-- start of Data provided --

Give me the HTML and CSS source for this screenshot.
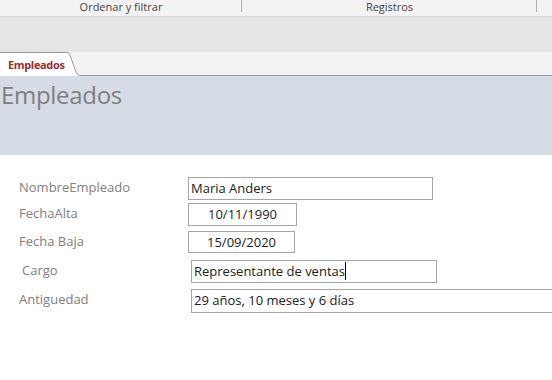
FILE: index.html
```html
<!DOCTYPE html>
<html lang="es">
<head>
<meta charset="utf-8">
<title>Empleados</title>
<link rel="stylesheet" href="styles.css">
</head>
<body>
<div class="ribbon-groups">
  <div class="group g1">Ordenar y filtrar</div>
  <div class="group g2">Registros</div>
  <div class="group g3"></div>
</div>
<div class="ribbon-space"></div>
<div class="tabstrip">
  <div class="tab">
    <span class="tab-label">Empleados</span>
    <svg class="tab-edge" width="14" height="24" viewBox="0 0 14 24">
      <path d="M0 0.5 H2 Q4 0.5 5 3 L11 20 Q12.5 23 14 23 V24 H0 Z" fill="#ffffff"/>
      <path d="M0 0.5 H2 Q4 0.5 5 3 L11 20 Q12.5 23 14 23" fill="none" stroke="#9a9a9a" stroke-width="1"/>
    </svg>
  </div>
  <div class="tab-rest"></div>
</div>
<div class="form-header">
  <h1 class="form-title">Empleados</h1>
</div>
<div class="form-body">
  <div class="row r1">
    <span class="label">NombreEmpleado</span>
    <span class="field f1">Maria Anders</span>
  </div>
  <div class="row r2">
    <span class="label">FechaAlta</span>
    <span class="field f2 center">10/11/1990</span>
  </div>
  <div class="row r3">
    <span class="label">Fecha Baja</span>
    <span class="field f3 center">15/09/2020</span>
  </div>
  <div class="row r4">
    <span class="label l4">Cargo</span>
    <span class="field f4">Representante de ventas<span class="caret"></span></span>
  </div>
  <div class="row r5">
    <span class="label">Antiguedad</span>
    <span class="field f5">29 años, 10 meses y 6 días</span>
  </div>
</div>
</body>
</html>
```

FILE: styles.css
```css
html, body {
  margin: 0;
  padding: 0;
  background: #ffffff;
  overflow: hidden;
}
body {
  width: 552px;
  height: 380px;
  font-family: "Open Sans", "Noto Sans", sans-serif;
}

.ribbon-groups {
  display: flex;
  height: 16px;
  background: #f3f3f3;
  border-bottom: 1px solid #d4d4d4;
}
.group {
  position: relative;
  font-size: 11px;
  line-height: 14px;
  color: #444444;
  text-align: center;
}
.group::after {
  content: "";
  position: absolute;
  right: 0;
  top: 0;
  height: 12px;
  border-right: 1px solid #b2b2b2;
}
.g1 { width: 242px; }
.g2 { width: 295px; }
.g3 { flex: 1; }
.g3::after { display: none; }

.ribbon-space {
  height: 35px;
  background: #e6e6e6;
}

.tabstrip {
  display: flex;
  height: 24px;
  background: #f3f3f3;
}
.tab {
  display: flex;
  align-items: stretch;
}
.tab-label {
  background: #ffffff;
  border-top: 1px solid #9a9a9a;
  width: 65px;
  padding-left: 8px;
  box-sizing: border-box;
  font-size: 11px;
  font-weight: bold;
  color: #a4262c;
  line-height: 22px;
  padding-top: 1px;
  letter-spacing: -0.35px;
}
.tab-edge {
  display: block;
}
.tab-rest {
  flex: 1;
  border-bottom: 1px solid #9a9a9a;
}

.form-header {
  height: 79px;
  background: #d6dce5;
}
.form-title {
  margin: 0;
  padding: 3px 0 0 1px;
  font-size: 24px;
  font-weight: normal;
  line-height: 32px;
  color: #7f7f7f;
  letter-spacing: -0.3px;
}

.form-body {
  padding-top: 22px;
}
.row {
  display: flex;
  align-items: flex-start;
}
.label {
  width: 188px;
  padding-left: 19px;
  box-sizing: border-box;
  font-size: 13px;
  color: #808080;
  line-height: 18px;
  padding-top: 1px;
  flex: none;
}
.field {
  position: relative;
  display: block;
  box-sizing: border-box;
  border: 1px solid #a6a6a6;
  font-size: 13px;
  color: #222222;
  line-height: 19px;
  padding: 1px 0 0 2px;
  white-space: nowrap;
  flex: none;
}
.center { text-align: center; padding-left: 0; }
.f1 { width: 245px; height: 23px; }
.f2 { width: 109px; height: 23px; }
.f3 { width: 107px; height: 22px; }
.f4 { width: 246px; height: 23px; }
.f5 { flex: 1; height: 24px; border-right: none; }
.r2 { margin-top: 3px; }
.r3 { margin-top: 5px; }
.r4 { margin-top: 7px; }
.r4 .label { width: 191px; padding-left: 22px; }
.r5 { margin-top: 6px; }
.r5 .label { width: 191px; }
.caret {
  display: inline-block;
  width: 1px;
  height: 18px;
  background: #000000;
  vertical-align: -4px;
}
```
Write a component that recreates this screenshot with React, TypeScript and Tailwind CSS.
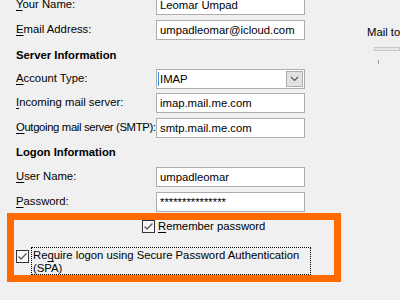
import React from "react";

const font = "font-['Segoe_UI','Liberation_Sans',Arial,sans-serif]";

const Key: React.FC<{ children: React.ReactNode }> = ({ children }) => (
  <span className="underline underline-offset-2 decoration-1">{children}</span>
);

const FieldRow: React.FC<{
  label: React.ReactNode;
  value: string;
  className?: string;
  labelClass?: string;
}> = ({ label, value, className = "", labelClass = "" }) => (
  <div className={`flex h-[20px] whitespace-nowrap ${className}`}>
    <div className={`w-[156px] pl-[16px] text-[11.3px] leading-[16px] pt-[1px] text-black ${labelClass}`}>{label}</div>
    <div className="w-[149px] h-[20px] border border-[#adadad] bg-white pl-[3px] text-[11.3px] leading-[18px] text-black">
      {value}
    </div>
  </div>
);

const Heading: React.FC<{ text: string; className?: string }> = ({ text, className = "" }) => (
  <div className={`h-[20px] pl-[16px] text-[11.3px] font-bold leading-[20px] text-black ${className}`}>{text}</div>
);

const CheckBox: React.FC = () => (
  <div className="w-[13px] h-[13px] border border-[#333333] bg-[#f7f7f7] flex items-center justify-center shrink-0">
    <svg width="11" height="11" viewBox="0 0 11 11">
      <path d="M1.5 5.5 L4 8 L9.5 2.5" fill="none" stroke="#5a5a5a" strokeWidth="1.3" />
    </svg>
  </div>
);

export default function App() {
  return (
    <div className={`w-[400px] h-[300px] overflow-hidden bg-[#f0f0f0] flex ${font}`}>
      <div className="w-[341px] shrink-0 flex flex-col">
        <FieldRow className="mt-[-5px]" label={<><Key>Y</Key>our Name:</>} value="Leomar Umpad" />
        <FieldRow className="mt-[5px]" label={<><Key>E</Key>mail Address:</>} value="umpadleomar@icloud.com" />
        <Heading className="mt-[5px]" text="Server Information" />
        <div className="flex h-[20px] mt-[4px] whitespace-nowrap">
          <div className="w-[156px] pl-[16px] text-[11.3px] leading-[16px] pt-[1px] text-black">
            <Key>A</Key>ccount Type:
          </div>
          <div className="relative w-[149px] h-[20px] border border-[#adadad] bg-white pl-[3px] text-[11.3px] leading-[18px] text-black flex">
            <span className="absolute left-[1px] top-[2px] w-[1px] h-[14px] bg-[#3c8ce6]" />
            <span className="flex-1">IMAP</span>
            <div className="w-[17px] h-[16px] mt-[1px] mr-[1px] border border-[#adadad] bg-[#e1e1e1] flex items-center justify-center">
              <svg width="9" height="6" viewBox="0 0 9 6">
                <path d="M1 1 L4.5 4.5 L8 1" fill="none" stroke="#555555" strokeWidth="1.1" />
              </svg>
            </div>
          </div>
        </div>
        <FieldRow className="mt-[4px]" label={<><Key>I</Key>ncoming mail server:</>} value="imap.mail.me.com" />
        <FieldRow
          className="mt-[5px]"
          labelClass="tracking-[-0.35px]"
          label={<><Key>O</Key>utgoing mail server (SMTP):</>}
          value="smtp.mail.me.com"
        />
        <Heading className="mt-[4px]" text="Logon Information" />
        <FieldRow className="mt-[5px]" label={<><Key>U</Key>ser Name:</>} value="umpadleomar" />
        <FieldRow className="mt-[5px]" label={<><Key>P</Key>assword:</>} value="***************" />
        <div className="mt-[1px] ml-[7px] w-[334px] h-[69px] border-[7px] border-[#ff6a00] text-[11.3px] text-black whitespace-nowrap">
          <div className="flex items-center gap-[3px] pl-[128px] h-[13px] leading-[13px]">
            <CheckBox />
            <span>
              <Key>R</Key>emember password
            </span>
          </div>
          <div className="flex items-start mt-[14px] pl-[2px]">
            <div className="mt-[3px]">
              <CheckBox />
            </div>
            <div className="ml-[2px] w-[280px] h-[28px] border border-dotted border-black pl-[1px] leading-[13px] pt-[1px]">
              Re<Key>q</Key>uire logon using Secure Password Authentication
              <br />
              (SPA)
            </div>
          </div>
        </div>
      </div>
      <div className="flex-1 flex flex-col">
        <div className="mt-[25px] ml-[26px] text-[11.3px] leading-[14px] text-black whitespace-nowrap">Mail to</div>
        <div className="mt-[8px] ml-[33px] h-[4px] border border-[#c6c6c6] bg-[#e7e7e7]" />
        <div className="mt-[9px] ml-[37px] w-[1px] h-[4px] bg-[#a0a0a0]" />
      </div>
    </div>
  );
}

-- end of Data provided --

*Task details*
Give a single number: the count of lines above that include the word "React".

*Answer below*
7